– Да! И я! Я! Никакие силы не заставят меня жить под одной крышей с женщиной! – воскликнул Чёрный, меж тем лихо подбрасывая вверх и ловя ртом куски хачапури. – С мувыками интевэсней.
– А я так за брак, – вздохнул Очкарик. – Я за брак.
– Брак, уважаемый, для женщины есть лицензия на манипулирование мужчиной, – заметил Сидящий Спиной. – Я это лично знаю по куче женатых друзей.

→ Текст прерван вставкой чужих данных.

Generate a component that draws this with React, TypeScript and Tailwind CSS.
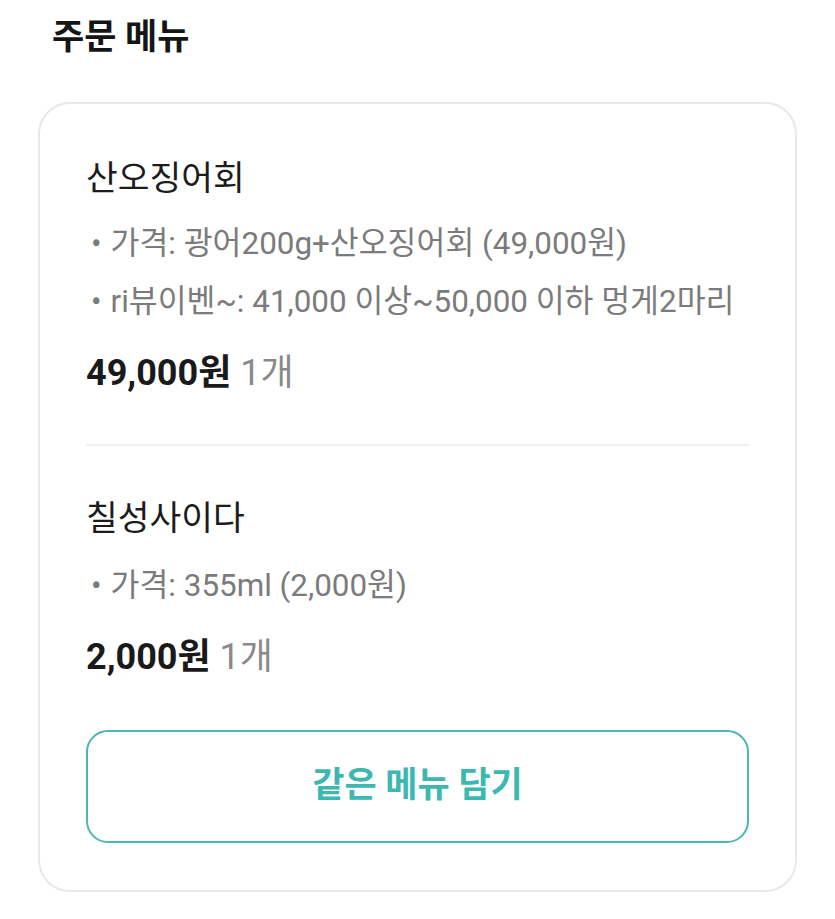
import React from "react";

const font = { fontFamily: '"Roboto", "Noto Sans CJK KR", sans-serif' };

function Item({
  name,
  details,
  price,
  qty,
  bulletGap,
}: {
  name: string;
  details: string[];
  price: string;
  qty: string;
  bulletGap: string;
}) {
  return (
    <div className="flex flex-col">
      <div className="text-[34.5px] leading-[52px] text-[#1c1c1c]">{name}</div>
      <div className={`flex flex-col ${bulletGap}`}>
        {details.map((d) => (
          <div key={d} className="flex items-center text-[31.4px] leading-[58px] text-[#7b7b7b] pl-[5px]">
            <span className="mr-[9px]">•</span>
            <span>{d}</span>
          </div>
        ))}
      </div>
      <div className="mt-[18px] flex items-baseline text-[36px] leading-[48px]">
        <span className="font-bold text-[#1a1a1a]">{price}</span>
        <span className="ml-[9px] text-[#8a8a8a]">{qty}</span>
      </div>
    </div>
  );
}

export default function App() {
  return (
    <div className="min-h-[919px] bg-white px-[38px]" style={font}>
      <div className="flex h-[76px] items-center pl-[14px] text-[35px] font-bold text-[#151515]">
        주문 메뉴
      </div>
      <div className="mt-[26px] rounded-[32px] border-2 border-[#e8e8e8] px-[46px] pt-[48px] pb-[47px]">
        <Item
          name="산오징어회"
          details={["가격: 광어200g+산오징어회 (49,000원)", "ri뷰이벤~: 41,000 이상~50,000 이하 멍게2마리"]}
          price="49,000원"
          qty="1개"
          bulletGap="mt-[11px]"
        />
        <div className="mt-[47px] mb-[46px] h-[2px] bg-[#f0f0f0]" />
        <Item
          name="칠성사이다"
          details={["가격: 355ml (2,000원)"]}
          price="2,000원"
          qty="1개"
          bulletGap="mt-[13px]"
        />
        <button className="mt-[49px] flex h-[113px] w-full items-center justify-center rounded-[22px] border-2 border-[#4cb6b1] bg-white text-[35px] font-bold text-[#3db8b0]">
          같은 메뉴 담기
        </button>
      </div>
    </div>
  );
}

«А он не так умён, как кажется сзади».
– Но, сеньор, как Вы могли так рисковать! – вступил в разговор, обращаясь к Лысенькому, человек в вышитой рубашке и с чёрной как ночь гривой до пояса. – Я вообще, когда приезжаю в большой город, первым делом закупаю презервативы.
– Вы откуда, простите?
– Из Эквадора.
– Ах, из Эквадора! А тут… Как Вас зовут?
– Авокадо.
– Что? Авокадо! Ха-ха-ха! – засмеялись вокруг стола.
– Зачем смеётесь? Мой отец хотел чтобы я стал юристом* (*el аbogado – исп.), вот и назвал Авокадо.
– Но тут, дорогой Авокадо, речь идёт о …сятых в России, то есть, о Советском Союзе, когда презервативов было не достать.
– А что было дальше? – вопрос к Лысенькому.
– Потом я не подходил к телефону и не открывал дверь на её звонки – пару раз делала попытки личного визита. В издательстве меня для неё не было тоже, хе-хе.
– Всё? Так и кончился этот хинный эпизод?
– Ах, не совсем, короткое продолжение следовало. Наступила поздняя осень. Дёрнула меня нелёгкая в тот день отправиться в библиотеку. Мне нужна была одна справка. Вдруг, вижу, она! Спускается с лестницы навстречу, сжимая в руках томик чьей-то поэзии, скорей, несчастного Китса, на котором она была помешана. Поравнялись – я деланно обрадовался встрече, извинился за «долгое молчание», сославшись на отсутствие в городе, и чрезвычайную занятость, что было отчасти правдой, учитывая тогдашнее увлечение… ммм, Араксей. Аракся – греческая кухня: тсадзыки, мусаки, пастицио…* (*названия греческих блюд) Ах, пастицио! …Впрочем, о чём я? Ах, да, эта… Пришлось пригласить к себе на чай.
Она: «Спасибо, не откажусь».
Было заметно её… ну, эти выпирающие формы. Когда она сняла плащ, уж не осталось никаких сомнений. Держалась же на сей раз так, как будто ничего не случилось. Не выдержав, я спросил: «Мне кажется…» Она: «Да, я беременна». Я: «Но Боже мой, нужно что-то делать!» А она: «Не понимаю Вашего волнения». Я: «Ну как, ведь всё из-за меня, от меня!» Она: «Нет». «А от кого же?» «От мужа». О судьбе своей рукописи, которая, кстати, давно почила в мусорке, ни слова. Допила свой чай, оделась и ушла. На сей раз буквально навсегда, ибо больше от неё я ничего не слыхал.
Кто-то:
– А может быть, приврала насчёт мужа? Ну, из гордости…
– Вряд ли. Когда она одевала плащ, я заметил кольцо у неё на руке, обручальное. Но всё равно, это было с её стороны как-то неожиданно, и ещё, да, цинично.
– Вот это свинью Вам подложили, – покачал перебинтованной головой человек справа.
Я его только что заметила. Возможно, это именно он, Человек с Перебинтованной Головой, и выражал сомнение в правдивости существования мужа.
– Да, слушай, откуда такие циничные дэвочки, – поддержал разговор Заза. – У меня тоже были нехорошие истории. Вот, например, с одной. Она меня, слушай, так динамила!